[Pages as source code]
- - - - - - -

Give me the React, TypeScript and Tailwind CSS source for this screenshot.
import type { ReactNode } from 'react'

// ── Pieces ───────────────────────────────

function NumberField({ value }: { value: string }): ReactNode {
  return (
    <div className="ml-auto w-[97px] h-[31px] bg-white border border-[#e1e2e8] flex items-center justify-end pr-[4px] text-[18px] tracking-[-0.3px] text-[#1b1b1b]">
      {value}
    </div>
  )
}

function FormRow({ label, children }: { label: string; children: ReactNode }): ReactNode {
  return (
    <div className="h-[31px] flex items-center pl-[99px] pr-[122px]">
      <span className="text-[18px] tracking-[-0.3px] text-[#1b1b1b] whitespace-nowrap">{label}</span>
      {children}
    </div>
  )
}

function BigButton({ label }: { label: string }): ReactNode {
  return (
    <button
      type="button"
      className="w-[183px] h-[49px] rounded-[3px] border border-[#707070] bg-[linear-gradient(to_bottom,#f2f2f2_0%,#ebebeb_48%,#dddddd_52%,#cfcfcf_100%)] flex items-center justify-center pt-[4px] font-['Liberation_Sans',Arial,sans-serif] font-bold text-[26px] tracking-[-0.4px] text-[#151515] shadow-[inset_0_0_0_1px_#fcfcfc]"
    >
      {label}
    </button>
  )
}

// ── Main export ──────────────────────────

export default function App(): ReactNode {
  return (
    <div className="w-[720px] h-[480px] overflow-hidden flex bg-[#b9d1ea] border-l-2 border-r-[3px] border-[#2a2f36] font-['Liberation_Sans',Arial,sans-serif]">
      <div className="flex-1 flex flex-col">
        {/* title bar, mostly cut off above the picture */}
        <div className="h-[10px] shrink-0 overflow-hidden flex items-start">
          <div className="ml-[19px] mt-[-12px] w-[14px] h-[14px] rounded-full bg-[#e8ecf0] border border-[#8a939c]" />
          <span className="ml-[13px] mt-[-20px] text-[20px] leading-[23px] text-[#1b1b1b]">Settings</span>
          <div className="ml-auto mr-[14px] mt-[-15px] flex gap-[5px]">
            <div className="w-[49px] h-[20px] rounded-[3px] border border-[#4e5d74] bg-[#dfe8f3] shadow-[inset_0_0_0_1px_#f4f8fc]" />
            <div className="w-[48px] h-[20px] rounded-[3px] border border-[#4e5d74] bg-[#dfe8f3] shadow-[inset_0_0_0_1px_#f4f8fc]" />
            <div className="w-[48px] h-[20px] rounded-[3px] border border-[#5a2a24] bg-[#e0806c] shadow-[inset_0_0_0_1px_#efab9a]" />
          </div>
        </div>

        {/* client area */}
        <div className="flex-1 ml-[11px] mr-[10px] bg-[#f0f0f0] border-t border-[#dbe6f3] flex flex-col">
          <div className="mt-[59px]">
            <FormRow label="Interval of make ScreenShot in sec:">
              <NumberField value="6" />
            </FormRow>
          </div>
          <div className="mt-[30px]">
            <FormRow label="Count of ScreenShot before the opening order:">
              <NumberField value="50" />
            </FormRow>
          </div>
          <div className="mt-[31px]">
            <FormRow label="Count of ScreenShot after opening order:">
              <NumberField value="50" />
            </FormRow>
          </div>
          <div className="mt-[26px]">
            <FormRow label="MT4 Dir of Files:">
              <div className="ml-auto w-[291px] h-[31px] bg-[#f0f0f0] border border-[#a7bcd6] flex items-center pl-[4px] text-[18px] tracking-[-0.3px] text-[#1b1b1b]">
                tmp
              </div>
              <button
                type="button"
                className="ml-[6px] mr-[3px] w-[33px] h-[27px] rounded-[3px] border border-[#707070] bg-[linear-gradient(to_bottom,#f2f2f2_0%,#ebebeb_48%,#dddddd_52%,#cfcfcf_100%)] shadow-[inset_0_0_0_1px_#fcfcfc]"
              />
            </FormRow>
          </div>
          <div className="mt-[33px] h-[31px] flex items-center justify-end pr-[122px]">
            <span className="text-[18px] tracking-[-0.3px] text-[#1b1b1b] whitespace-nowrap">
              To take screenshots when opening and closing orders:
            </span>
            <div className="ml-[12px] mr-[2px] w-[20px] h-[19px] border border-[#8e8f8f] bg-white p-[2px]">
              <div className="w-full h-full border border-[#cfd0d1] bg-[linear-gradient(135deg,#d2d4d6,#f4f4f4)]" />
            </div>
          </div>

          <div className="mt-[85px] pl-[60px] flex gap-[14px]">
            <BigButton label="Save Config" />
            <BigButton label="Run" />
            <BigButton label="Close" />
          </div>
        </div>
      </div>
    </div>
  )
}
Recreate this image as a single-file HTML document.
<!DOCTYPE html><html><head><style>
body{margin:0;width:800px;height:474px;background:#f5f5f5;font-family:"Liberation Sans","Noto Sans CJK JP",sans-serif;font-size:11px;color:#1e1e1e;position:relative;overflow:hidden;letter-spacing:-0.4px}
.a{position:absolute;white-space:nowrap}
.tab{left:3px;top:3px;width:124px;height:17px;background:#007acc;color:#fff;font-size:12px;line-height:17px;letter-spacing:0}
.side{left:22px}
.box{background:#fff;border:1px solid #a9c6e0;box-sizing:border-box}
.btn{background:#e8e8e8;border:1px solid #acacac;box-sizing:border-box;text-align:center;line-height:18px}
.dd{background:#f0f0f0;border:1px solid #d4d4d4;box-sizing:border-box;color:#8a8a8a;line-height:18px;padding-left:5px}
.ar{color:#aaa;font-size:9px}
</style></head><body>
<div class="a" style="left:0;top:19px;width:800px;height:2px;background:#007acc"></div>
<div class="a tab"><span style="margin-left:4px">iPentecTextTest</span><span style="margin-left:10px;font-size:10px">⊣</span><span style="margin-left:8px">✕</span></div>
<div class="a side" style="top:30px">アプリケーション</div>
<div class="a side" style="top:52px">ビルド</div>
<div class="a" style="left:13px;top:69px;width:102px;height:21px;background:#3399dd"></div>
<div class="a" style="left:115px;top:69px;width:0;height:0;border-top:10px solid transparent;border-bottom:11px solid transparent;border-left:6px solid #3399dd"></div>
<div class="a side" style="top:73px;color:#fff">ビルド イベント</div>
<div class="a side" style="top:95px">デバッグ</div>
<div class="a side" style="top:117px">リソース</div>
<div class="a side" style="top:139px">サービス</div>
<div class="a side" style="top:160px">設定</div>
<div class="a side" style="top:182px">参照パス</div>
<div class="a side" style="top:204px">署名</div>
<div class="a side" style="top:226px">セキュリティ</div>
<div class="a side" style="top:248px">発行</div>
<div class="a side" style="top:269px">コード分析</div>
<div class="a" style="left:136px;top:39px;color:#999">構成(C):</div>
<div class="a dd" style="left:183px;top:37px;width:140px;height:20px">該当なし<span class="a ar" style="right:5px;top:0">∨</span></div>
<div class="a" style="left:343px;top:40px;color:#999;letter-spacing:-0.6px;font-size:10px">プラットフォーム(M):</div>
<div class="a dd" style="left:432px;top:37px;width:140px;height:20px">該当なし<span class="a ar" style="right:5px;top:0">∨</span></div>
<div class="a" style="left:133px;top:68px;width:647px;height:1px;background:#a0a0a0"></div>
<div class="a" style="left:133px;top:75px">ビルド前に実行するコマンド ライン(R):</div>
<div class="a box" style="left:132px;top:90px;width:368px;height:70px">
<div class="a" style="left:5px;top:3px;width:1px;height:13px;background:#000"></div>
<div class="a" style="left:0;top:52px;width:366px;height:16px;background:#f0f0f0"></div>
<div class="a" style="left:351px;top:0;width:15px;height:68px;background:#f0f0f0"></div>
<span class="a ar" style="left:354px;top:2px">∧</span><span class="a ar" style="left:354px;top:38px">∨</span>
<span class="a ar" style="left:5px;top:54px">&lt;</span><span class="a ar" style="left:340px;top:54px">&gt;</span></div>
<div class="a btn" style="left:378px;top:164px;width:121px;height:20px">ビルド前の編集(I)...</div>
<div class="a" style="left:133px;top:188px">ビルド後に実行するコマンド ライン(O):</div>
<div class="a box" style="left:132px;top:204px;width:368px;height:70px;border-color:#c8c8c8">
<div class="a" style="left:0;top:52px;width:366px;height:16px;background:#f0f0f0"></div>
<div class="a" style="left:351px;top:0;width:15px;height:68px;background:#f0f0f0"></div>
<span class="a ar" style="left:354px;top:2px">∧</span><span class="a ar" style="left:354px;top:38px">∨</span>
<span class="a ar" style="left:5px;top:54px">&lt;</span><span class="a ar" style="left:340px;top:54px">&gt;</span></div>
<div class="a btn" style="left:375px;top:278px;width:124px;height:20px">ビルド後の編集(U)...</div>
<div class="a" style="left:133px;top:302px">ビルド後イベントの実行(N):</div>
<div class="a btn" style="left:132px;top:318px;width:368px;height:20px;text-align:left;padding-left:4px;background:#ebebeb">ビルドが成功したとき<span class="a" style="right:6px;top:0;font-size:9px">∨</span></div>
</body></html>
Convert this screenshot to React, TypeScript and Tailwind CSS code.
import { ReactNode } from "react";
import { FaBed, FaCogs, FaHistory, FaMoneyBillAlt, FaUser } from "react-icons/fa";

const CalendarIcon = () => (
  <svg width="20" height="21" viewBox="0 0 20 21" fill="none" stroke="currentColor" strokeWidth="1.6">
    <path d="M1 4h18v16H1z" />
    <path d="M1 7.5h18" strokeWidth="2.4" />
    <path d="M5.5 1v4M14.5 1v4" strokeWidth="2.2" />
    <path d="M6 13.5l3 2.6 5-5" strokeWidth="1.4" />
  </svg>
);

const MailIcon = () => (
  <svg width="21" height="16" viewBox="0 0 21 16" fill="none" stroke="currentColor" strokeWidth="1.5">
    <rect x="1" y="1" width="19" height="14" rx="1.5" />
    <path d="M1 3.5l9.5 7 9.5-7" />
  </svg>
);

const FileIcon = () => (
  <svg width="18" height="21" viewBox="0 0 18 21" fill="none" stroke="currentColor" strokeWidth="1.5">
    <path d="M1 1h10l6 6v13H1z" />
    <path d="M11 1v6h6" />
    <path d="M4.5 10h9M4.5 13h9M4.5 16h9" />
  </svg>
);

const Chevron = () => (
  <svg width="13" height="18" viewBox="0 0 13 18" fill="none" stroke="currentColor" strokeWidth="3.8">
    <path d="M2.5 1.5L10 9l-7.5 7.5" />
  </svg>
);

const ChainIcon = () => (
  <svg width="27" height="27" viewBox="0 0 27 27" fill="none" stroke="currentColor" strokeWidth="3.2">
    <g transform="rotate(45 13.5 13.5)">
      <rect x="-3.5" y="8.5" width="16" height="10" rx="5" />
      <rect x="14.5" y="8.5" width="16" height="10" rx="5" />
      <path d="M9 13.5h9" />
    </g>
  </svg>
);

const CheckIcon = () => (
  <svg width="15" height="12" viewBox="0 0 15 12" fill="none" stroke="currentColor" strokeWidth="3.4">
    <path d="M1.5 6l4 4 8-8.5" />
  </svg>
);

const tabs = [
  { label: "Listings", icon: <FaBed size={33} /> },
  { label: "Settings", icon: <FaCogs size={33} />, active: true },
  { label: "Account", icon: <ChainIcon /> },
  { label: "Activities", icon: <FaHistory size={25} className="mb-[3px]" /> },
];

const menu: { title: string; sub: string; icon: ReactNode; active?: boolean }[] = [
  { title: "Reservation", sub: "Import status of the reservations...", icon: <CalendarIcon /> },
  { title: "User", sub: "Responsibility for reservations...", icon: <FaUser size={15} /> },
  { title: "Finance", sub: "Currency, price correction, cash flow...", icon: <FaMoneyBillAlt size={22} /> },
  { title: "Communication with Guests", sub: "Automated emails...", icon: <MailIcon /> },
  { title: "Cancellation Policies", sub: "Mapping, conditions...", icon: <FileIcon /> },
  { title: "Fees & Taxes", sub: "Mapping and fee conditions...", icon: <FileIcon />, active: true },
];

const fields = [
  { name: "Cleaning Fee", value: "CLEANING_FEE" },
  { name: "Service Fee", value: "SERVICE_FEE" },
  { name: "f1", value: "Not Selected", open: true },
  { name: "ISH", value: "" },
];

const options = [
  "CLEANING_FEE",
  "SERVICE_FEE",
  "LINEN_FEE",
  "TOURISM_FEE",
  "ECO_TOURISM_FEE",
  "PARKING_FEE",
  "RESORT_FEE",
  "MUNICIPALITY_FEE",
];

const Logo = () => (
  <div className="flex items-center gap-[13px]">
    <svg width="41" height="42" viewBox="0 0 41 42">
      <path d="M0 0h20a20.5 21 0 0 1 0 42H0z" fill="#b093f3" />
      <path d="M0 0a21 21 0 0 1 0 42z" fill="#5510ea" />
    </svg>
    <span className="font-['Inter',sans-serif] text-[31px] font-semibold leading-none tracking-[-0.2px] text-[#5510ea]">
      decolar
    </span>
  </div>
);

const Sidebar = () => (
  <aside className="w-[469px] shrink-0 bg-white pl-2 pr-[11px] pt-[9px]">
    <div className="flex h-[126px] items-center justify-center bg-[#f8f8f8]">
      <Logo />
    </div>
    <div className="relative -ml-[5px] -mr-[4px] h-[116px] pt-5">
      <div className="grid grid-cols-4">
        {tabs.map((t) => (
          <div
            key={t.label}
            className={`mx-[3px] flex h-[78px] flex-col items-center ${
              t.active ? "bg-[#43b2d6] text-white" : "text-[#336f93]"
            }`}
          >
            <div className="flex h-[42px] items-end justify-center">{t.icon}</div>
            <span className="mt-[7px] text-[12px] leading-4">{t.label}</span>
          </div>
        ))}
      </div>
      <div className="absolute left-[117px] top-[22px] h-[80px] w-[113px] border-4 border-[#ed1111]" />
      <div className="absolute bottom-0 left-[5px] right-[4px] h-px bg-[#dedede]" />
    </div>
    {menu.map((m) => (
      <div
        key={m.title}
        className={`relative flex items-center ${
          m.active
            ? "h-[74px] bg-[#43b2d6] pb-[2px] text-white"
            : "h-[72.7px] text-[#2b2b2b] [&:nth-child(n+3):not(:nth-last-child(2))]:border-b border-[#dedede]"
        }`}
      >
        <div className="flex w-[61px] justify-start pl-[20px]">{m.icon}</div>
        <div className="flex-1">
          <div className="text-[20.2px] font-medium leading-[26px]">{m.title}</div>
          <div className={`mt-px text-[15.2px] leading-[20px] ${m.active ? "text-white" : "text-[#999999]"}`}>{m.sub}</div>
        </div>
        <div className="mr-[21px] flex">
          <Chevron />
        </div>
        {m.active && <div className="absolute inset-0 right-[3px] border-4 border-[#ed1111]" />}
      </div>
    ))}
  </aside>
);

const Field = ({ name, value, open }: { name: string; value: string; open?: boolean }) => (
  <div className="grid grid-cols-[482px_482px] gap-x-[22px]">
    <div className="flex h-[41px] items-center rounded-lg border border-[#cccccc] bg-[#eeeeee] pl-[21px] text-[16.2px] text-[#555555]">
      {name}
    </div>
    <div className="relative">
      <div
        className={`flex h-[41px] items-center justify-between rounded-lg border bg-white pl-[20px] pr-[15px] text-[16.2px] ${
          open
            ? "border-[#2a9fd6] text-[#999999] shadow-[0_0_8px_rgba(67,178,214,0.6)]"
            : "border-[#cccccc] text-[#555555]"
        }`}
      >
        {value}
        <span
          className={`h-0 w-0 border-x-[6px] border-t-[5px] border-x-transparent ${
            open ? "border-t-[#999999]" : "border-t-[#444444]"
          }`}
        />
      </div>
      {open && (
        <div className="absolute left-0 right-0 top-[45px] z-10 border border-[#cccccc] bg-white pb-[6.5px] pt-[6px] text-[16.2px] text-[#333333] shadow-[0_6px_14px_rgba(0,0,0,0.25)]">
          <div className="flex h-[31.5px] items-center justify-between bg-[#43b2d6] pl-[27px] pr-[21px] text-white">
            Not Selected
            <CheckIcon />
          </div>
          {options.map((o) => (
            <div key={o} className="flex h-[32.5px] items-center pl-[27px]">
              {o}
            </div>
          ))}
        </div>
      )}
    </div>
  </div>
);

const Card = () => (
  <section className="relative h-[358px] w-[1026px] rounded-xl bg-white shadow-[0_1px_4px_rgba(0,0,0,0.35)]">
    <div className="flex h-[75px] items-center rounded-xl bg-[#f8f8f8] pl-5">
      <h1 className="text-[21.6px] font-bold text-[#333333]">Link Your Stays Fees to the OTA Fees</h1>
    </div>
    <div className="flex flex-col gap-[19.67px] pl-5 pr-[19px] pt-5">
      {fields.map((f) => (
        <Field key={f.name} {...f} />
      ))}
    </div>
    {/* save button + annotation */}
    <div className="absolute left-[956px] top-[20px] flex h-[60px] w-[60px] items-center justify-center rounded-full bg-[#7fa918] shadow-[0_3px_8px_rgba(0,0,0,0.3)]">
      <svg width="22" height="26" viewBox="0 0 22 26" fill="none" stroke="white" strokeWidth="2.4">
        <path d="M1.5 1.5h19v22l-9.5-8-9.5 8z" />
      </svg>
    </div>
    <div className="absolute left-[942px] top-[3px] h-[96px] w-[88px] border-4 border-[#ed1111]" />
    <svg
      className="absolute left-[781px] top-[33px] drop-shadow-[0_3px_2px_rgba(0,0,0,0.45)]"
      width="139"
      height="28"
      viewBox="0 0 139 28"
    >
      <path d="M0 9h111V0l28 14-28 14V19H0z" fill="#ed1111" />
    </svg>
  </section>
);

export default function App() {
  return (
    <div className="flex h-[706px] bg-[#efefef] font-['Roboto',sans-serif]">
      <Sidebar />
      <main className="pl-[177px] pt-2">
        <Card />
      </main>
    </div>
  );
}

- - - - - - -

> **YOUR GOAL**: From the listing above, pick out each line where the word "this" appears.

> **WORKED SOLUTION**:
Give me the React, TypeScript and Tailwind CSS source for this screenshot.
Recreate this image as a single-file HTML document.
Convert this screenshot to React, TypeScript and Tailwind CSS code.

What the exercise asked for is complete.